1. Juicy Ecumenism–a website affiliated with The Institute of Religion and Democracy (The IRD)– –posted a piece mocking post-evangelical bloggers. The official Twitter feed for The IRD mentioned me and so, I figured the mocking post was roasting me.

2. However, the pseudonymous author later left a comment saying he wasn’t writing about me. He was writing about…Ann Voskamp. Which was even more confusing because I’m pretty sure Ann is not post-evangelical. She is evangelical. Also? She doesn’t wear hipster glasses. BUT I DIGRESS.

3. And then, yesterday, The Gospel Coalition critiqued me (and the other brave, Christian women who wrote similar posts) for our flawed ‘underlying complaint.’ According to The Gospel Coalition, our underlying complaint “seems to demand that we accept different decisions without critique or even regret.
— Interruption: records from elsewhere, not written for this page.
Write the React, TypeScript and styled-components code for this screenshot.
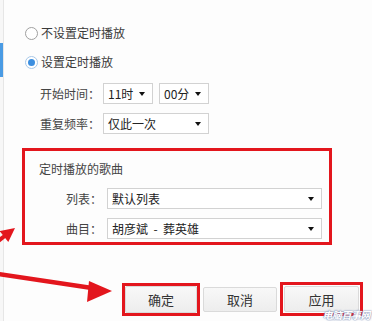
import React from 'react';
import styled, { createGlobalStyle } from 'styled-components';

const GlobalStyle = createGlobalStyle`
  html, body {
    margin: 0;
    padding: 0;
    background: #ffffff;
  }
  body {
    font-family: "Noto Sans CJK SC", "Noto Sans", sans-serif;
    color: #333333;
  }
`;

const Page = styled.div`
  position: relative;
  display: flex;
  width: 372px;
  height: 321px;
  overflow: hidden;
  background: #fdfdfd;
`;

const Sidebar = styled.div`
  width: 3px;
  flex: none;
  border-right: 1px solid #e6e6e6;
  background: #f7f7f7;
`;

const SideMark = styled.div`
  margin-top: 43px;
  width: 3px;
  height: 34px;
  background: #4a9be4;
`;

const Content = styled.div`
  flex: 1;
  display: flex;
  flex-direction: column;
  padding: 26px 0 0 21px;
`;

const RadioRow = styled.label<{ $mb: number }>`
  display: flex;
  align-items: center;
  gap: 3px;
  height: 14px;
  font-size: 12px;
  line-height: 14px;
  color: #3a3a3a;
  margin-bottom: ${(p) => p.$mb}px;
`;

const RadioDot = styled.span<{ $on?: boolean }>`
  box-sizing: border-box;
  width: 13px;
  height: 13px;
  border-radius: 50%;
  border: 1px solid ${(p) => (p.$on ? '#a9c8e8' : '#a0a0a0')};
  background: #ffffff;
  display: flex;
  align-items: center;
  justify-content: center;
  &::after {
    content: '';
    width: 7px;
    height: 7px;
    border-radius: 50%;
    background: ${(p) => (p.$on ? '#3d8fe0' : 'transparent')};
  }
`;

const Fields = styled.div`
  padding-left: 15px;
`;

const FieldRow = styled.div<{ $mb: number }>`
  display: flex;
  align-items: center;
  height: 21px;
  margin-bottom: ${(p) => p.$mb}px;
`;

const FieldLabel = styled.span<{ $w: number; $right?: boolean }>`
  width: ${(p) => p.$w}px;
  flex: none;
  font-size: 12px;
  color: #444444;
  text-align: ${(p) => (p.$right ? 'right' : 'left')};
  padding-right: ${(p) => (p.$right ? 5 : 0)}px;
`;

const SelectBox = styled.div<{ $w: number }>`
  box-sizing: border-box;
  width: ${(p) => p.$w}px;
  height: 21px;
  border: 1px solid #d2d2d2;
  background: #ffffff;
  display: flex;
  align-items: center;
  justify-content: space-between;
  padding: 0 7px 0 4px;
  font-size: 12px;
  color: #222222;
  margin-right: 6px;
  white-space: pre;
`;

const Caret = styled.span`
  width: 0;
  height: 0;
  border-left: 3.5px solid transparent;
  border-right: 3.5px solid transparent;
  border-top: 4px solid #111111;
`;

const Highlight = styled.div`
  box-sizing: border-box;
  margin: 14px 0 0 -3px;
  width: 310px;
  height: 97px;
  border: 3px solid #e3161d;
  padding: 10px 0 0 14px;
  display: flex;
  flex-direction: column;
`;

const GroupTitle = styled.div`
  font-size: 12px;
  line-height: 16px;
  color: #444444;
  margin-bottom: 11px;
`;

const BoxRows = styled.div`
  margin-left: 23px;
  display: flex;
  flex-direction: column;
`;

const ButtonBar = styled.div`
  display: flex;
  align-items: center;
  gap: 3px;
  margin: 37px 0 0 97px;
`;

const Frame = styled.div<{ $w: number; $h: number }>`
  box-sizing: border-box;
  width: ${(p) => p.$w}px;
  height: ${(p) => p.$h}px;
  border: 3px solid #e3161d;
  display: flex;
  align-items: center;
  justify-content: center;
`;

const Button = styled.button<{ $w: number; $h: number }>`
  box-sizing: border-box;
  width: ${(p) => p.$w}px;
  height: ${(p) => p.$h}px;
  border: 1px solid #dadada;
  border-radius: 2px;
  background: linear-gradient(#f8f8f8, #ededed);
  font-family: inherit;
  font-size: 13px;
  color: #333333;
  padding: 0;
`;

const Overlay = styled.svg`
  position: absolute;
  left: 0;
  top: 0;
  pointer-events: none;
`;

const Watermark = styled.div`
  position: absolute;
  right: 2px;
  bottom: 0;
  font-size: 10px;
  line-height: 12px;
  font-style: italic;
  font-weight: bold;
  color: #ffffff;
  text-shadow: 0 0 2px #7d8fb8, 0 0 1px #5c6f9c;
  letter-spacing: -0.5px;
`;

function Select({ w, text }: { w: number; text: string }) {
  return (
    <SelectBox $w={w}>
      <span>{text}</span>
      <Caret />
    </SelectBox>
  );
}

export default function App() {
  return (
    <>
      <GlobalStyle />
      <Page>
        <Sidebar>
          <SideMark />
        </Sidebar>
        <Content>
          <RadioRow $mb={15}>
            <RadioDot />
            不设置定时播放
          </RadioRow>
          <RadioRow $mb={14}>
            <RadioDot $on />
            设置定时播放
          </RadioRow>
          <Fields>
            <FieldRow $mb={9}>
              <FieldLabel $w={63}>开始时间：</FieldLabel>
              <Select w={50} text="11时" />
              <Select w={50} text="00分" />
            </FieldRow>
            <FieldRow $mb={0}>
              <FieldLabel $w={63}>重复频率：</FieldLabel>
              <Select w={106} text="仅此一次" />
            </FieldRow>
          </Fields>
          <Highlight>
            <GroupTitle>定时播放的歌曲</GroupTitle>
            <BoxRows>
              <FieldRow $mb={9}>
                <FieldLabel $w={40} $right>列表：</FieldLabel>
                <Select w={215} text="默认列表" />
              </FieldRow>
              <FieldRow $mb={0}>
                <FieldLabel $w={40} $right>曲目：</FieldLabel>
                <Select w={215} text="胡彦斌  -  葬英雄" />
              </FieldRow>
            </BoxRows>
          </Highlight>
          <ButtonBar>
            <Frame $w={78} $h={33}>
              <Button $w={72} $h={27}>确定</Button>
            </Frame>
            <Button $w={74} $h={25}>取消</Button>
            <Frame $w={83} $h={34}>
              <Button $w={75} $h={26}>应用</Button>
            </Frame>
          </ButtonBar>
        </Content>
        <Overlay width={372} height={321} viewBox="0 0 372 321">
          <line x1={-20} y1={255} x2={6} y2={235} stroke="#e3161d" strokeWidth={4} />
          <polygon points="15,228 -0.3,231 8.3,242" fill="#e3161d" />
          <line x1={-2} y1={274} x2={92} y2={288} stroke="#e3161d" strokeWidth={4.5} />
          <polygon points="112,291 89,281 87,302" fill="#e3161d" />
        </Overlay>
        <Watermark>电脑百事网</Watermark>
      </Page>
    </>
  );
}
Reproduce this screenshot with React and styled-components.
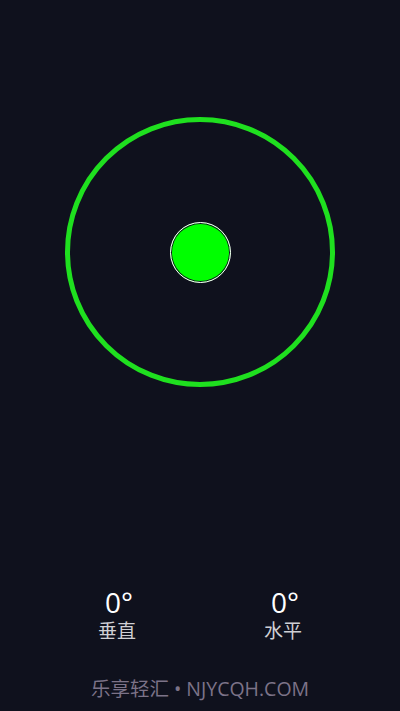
import React from "react";
import styled, { createGlobalStyle } from "styled-components";

const GlobalStyle = createGlobalStyle`
    html, body {
        margin: 0;
        padding: 0;
        background-color: #0f111d;
    }
    body {
        font-family: "Open Sans", "Noto Sans CJK SC", sans-serif;
    }
`;

const Page = styled.div`
    height: 711px;
    display: flex;
    flex-direction: column;
    align-items: center;
    background-color: #0f111d;
    color: #fff;
`;

const Ring = styled.div`
    margin-top: 117px;
    width: 270px;
    height: 270px;
    box-sizing: border-box;
    border: 5.5px solid #1fe01f;
    border-radius: 50%;
    display: flex;
    align-items: center;
    justify-content: center;
`;

const Bubble = styled.div`
    width: 61px;
    height: 61px;
    box-sizing: border-box;
    border-radius: 50%;
    background-color: #00ff00;
    border: 1px solid #ffffff;
    box-shadow: inset 0 0 0 1px #0f111d;
`;

const Readouts = styled.div`
    margin-top: auto;
    width: 100%;
    display: grid;
    grid-template-columns: 1fr 1fr;
    padding: 0 34px;
    box-sizing: border-box;
`;

const Readout = styled.div`
    display: flex;
    flex-direction: column;
    align-items: center;
`;

const Value = styled.div`
    font-size: 28px;
    line-height: 32px;
    color: #ffffff;
    padding-left: 4px;
`;

const Label = styled.div`
    font-size: 19px;
    line-height: 26px;
    color: #cfcfd4;
`;

const Footer = styled.div`
    margin: 32px 0 9px;
    font-size: 19.5px;
    line-height: 26px;
    color: #7c7388;
`;

const readings = [
    { value: "0°", label: "垂直" },
    { value: "0°", label: "水平" },
];

export default () => {
    return (
        <React.Fragment>
            <GlobalStyle />
            <Page>
                <Ring>
                    <Bubble />
                </Ring>
                <Readouts>
                    {readings.map((r) => (
                        <Readout key={r.label}>
                            <Value>{r.value}</Value>
                            <Label>{r.label}</Label>
                        </Readout>
                    ))}
                </Readouts>
                <Footer>乐享轻汇 • NJYCQH.COM</Footer>
            </Page>
        </React.Fragment>
    );
};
So, I have some feelings about all this. (Oops. I said the “f” word. Feeeeeelings. Excuse me for a moment while I lay aside my irrational, lady-emotions and put on my lady-brain. Don’t worry, this change of clothing will be ENTIRELY MODEST, ba ha ha)

Here goes:

  1. Regarding the satirical post mocking post-evangelical bloggers: writing a mocking post under a pseudonym is cowardly. Even though the author later clarified the post wasn’t about me (so why was my name tagged in the tweet?), that didn’t make it OK. Ann Voskamp is a friend of mine. If you’re going to roast real people then have the guts to do it under your real name. 
  2. Regarding The Gospel Coalition: the underlying complaint of my virginity posts was NOT a demand that Christians accept “different decisions without critique or regret.Dear Gospel Coalition, if you’re gonna critique my position, at least be honest about my position (pun! pun!). In fact, NONE of the virginity posts I’ve read in the last week (Preston offers a nice round-up list here) have called for “accepting different decisions w/o critique or regret.” The very title of The Gospel Coalition post is misleading! NONE of us are advocating ‘commitment-free’ sex. Good grief.
  3. What we ARE rejecting is a culture of mass shaming, making a public example of God’s precious children and scaring them with fearful rhetoric. 
  4. What we ARE calling to light are the harmful practices and behaviors of evangelical purity culture. We are doing this by sharing our personal stories about how we’ve been affected by the guilting, shaming and public spectacle-making of purity culture. As we share our stories, we experience freedom. As we share our stories, we release shame. Freedom in Christ IS freedom from shame and THAT was the message of our virginity posts.
  5. Furthermore, the women who began this conversation are all Christian women. I, for one, am a married mother of five. I am a Catholic Christian. I believe All The Things. But somehow I apparently approve of ‘commitment-free’ sex? Um, NO. If my kids tried to use that logic on me I’d be all: go get your little lying butt to Confession right this minute!
  6. What this means is that The Gospel Coalition is intentionally attempting to change the conversation AWAY from harmful methods and practices and is inventing an entirely different conversation. Straw man, anyone? Er, straw-lady?
  7. It is such a bizarre conclusion that I can only wonder at the motivation. Was The Gospel Coalition post really about defending traditional Biblical beliefs or was it about publicly shaming, silencing and dismissing the women who were brave enough to speak up about their abusive, personal experiences? SUMFIN SMELLS ROTTEN IS ALL I’M SAYIN’.
  8. No, seriously:
  9. By accusing us of trying to change traditional Christian beliefs, The Gospel Coalition proves it’s not interested in hearing about harmful behaviors within the Christian community but instead, has invented a conversation of its own wherein they–the Gospel Coalition–bring all the women into line by accusing them of aberrant theology. 
  10. Now, where have I seen such dismissive/silencing tactics before? Hm. Oh my frail little lady-brain must be failing me again. Maybe I should just go home and ask my husband….
  11. Quoth the husband: “Elizabeth, I’m proud of you.”
  12. WHAT UP.
  13. Now, if you’ll excuse me, I must needs go put on my Red Rahab lipstick and have lots of
  14. committed
  15. Catholic
  16. sex.
  17. (Hipster glasses not included).
  18. And all the people said……..

Purity Culture Fallout: “I wanted to die because I had ruined ‘God’s plan for my life’”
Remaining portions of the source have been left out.